### Your instructions
Copy out the material below in full, but not its images.

### Provided data

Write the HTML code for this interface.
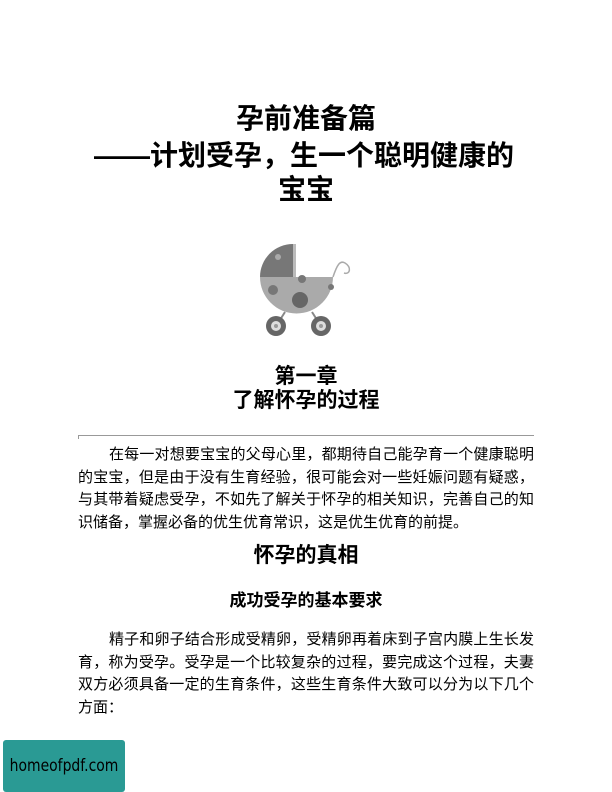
<!DOCTYPE html>
<html><head><meta charset="utf-8"><style>
body{margin:0;width:612px;height:792px;background:#fff;position:relative;overflow:hidden;font-family:"Liberation Sans","Noto Sans CJK SC",sans-serif;color:#000}
.c{position:absolute;left:0;width:612px;text-align:center;font-weight:bold}
.t{font-size:28px;line-height:34px}
.h{font-size:21px;line-height:24px}
.p{position:absolute;left:78px;width:456px;font-size:15px}
.p div{height:22.5px;line-height:22.5px;text-align:justify;text-align-last:justify;white-space:nowrap}
.p div.l{text-align-last:left}
.p div.i{padding-left:31px}
</style></head><body>
<div class="c t" style="top:102px">孕前准备篇</div>
<div class="c t" style="top:139px;left:-2px">——计划受孕，生一个聪明健康的</div>
<div class="c t" style="top:173px">宝宝</div>
<svg style="position:absolute;left:240px;top:235px" width="130" height="110">
<path d="M53 42 L53 9 A33 33 0 0 0 20 42 Z" fill="#777"/>
<rect x="53" y="9" width="3" height="33" fill="#bbb"/>
<circle cx="38" cy="22" r="3" fill="#aaa"/>
<path d="M20 42 L93 42 A36.5 36.5 0 0 1 20 42 Z" fill="#aaa"/>
<circle cx="33" cy="55" r="5" fill="#777"/><circle cx="60" cy="65" r="8" fill="#666"/><circle cx="62" cy="44" r="4" fill="#777"/><circle cx="91" cy="52" r="3" fill="#777"/>
<path d="M93 42 C97 30 100 25 105 28 C112 32 110 40 104 38" fill="none" stroke="#aaa" stroke-width="1.5"/>
<line x1="45" y1="77" x2="38" y2="88" stroke="#888" stroke-width="2"/><line x1="72" y1="77" x2="79" y2="88" stroke="#888" stroke-width="2"/>
<circle cx="36" cy="91" r="10" fill="#666"/><circle cx="36" cy="91" r="5" fill="#ddd"/><circle cx="36" cy="91" r="2" fill="#999"/>
<circle cx="81" cy="91" r="10" fill="#666"/><circle cx="81" cy="91" r="5" fill="#ddd"/><circle cx="81" cy="91" r="2" fill="#999"/>
</svg>
<div class="c h" style="top:365px">第一章</div>
<div class="c h" style="top:389px">了解怀孕的过程</div>
<div style="position:absolute;left:78px;top:435px;width:456px;height:1px;background:#999"></div>
<div style="position:absolute;left:78px;top:435px;width:1px;height:4px;background:#999"></div>
<div class="p" style="top:444px">
<div class="i">在每一对想要宝宝的父母心里，都期待自己能孕育一个健康聪明</div>
<div>的宝宝，但是由于没有生育经验，很可能会对一些妊娠问题有疑惑，</div>
<div>与其带着疑虑受孕，不如先了解关于怀孕的相关知识，完善自己的知</div>
<div class="l">识储备，掌握必备的优生优育常识，这是优生优育的前提。</div>
</div>
<div class="c h" style="top:544px">怀孕的真相</div>
<div class="c" style="top:591px;font-size:17px;line-height:20px">成功受孕的基本要求</div>
<div class="p" style="top:629px">
<div class="i">精子和卵子结合形成受精卵，受精卵再着床到子宫内膜上生长发</div>
<div>育，称为受孕。受孕是一个比较复杂的过程，要完成这个过程，夫妻</div>
<div>双方必须具备一定的生育条件，这些生育条件大致可以分为以下几个</div>
<div class="l">方面：</div>
</div>
<div style="position:absolute;left:3px;top:740px;width:122px;height:52px;background:#2a9a94;border-radius:3px;overflow:hidden"><div style="font-family:'DejaVu Sans',sans-serif;font-size:17px;line-height:52px;text-align:center;color:#000;transform:scaleX(0.82);width:150px;margin-left:-14px;white-space:nowrap">homeofpdf.com</div></div>
</body></html>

### The result
Write the HTML code for this interface.
<!DOCTYPE html>
<html><head><meta charset="utf-8"><style>
body{margin:0;width:612px;height:792px;background:#fff;position:relative;overflow:hidden;font-family:"Liberation Sans","Noto Sans CJK SC",sans-serif;color:#000}
.c{position:absolute;left:0;width:612px;text-align:center;font-weight:bold}
.t{font-size:28px;line-height:34px}
.h{font-size:21px;line-height:24px}
.p{position:absolute;left:78px;width:456px;font-size:15px}
.p div{height:22.5px;line-height:22.5px;text-align:justify;text-align-last:justify;white-space:nowrap}
.p div.l{text-align-last:left}
.p div.i{padding-left:31px}
</style></head><body>
<div class="c t" style="top:102px">孕前准备篇</div>
<div class="c t" style="top:139px;left:-2px">——计划受孕，生一个聪明健康的</div>
<div class="c t" style="top:173px">宝宝</div>
<svg style="position:absolute;left:240px;top:235px" width="130" height="110">
<path d="M53 42 L53 9 A33 33 0 0 0 20 42 Z" fill="#777"/>
<rect x="53" y="9" width="3" height="33" fill="#bbb"/>
<circle cx="38" cy="22" r="3" fill="#aaa"/>
<path d="M20 42 L93 42 A36.5 36.5 0 0 1 20 42 Z" fill="#aaa"/>
<circle cx="33" cy="55" r="5" fill="#777"/><circle cx="60" cy="65" r="8" fill="#666"/><circle cx="62" cy="44" r="4" fill="#777"/><circle cx="91" cy="52" r="3" fill="#777"/>
<path d="M93 42 C97 30 100 25 105 28 C112 32 110 40 104 38" fill="none" stroke="#aaa" stroke-width="1.5"/>
<line x1="45" y1="77" x2="38" y2="88" stroke="#888" stroke-width="2"/><line x1="72" y1="77" x2="79" y2="88" stroke="#888" stroke-width="2"/>
<circle cx="36" cy="91" r="10" fill="#666"/><circle cx="36" cy="91" r="5" fill="#ddd"/><circle cx="36" cy="91" r="2" fill="#999"/>
<circle cx="81" cy="91" r="10" fill="#666"/><circle cx="81" cy="91" r="5" fill="#ddd"/><circle cx="81" cy="91" r="2" fill="#999"/>
</svg>
<div class="c h" style="top:365px">第一章</div>
<div class="c h" style="top:389px">了解怀孕的过程</div>
<div style="position:absolute;left:78px;top:435px;width:456px;height:1px;background:#999"></div>
<div style="position:absolute;left:78px;top:435px;width:1px;height:4px;background:#999"></div>
<div class="p" style="top:444px">
<div class="i">在每一对想要宝宝的父母心里，都期待自己能孕育一个健康聪明</div>
<div>的宝宝，但是由于没有生育经验，很可能会对一些妊娠问题有疑惑，</div>
<div>与其带着疑虑受孕，不如先了解关于怀孕的相关知识，完善自己的知</div>
<div class="l">识储备，掌握必备的优生优育常识，这是优生优育的前提。</div>
</div>
<div class="c h" style="top:544px">怀孕的真相</div>
<div class="c" style="top:591px;font-size:17px;line-height:20px">成功受孕的基本要求</div>
<div class="p" style="top:629px">
<div class="i">精子和卵子结合形成受精卵，受精卵再着床到子宫内膜上生长发</div>
<div>育，称为受孕。受孕是一个比较复杂的过程，要完成这个过程，夫妻</div>
<div>双方必须具备一定的生育条件，这些生育条件大致可以分为以下几个</div>
<div class="l">方面：</div>
</div>
<div style="position:absolute;left:3px;top:740px;width:122px;height:52px;background:#2a9a94;border-radius:3px;overflow:hidden"><div style="font-family:'DejaVu Sans',sans-serif;font-size:17px;line-height:52px;text-align:center;color:#000;transform:scaleX(0.82);width:150px;margin-left:-14px;white-space:nowrap">homeofpdf.com</div></div>
</body></html>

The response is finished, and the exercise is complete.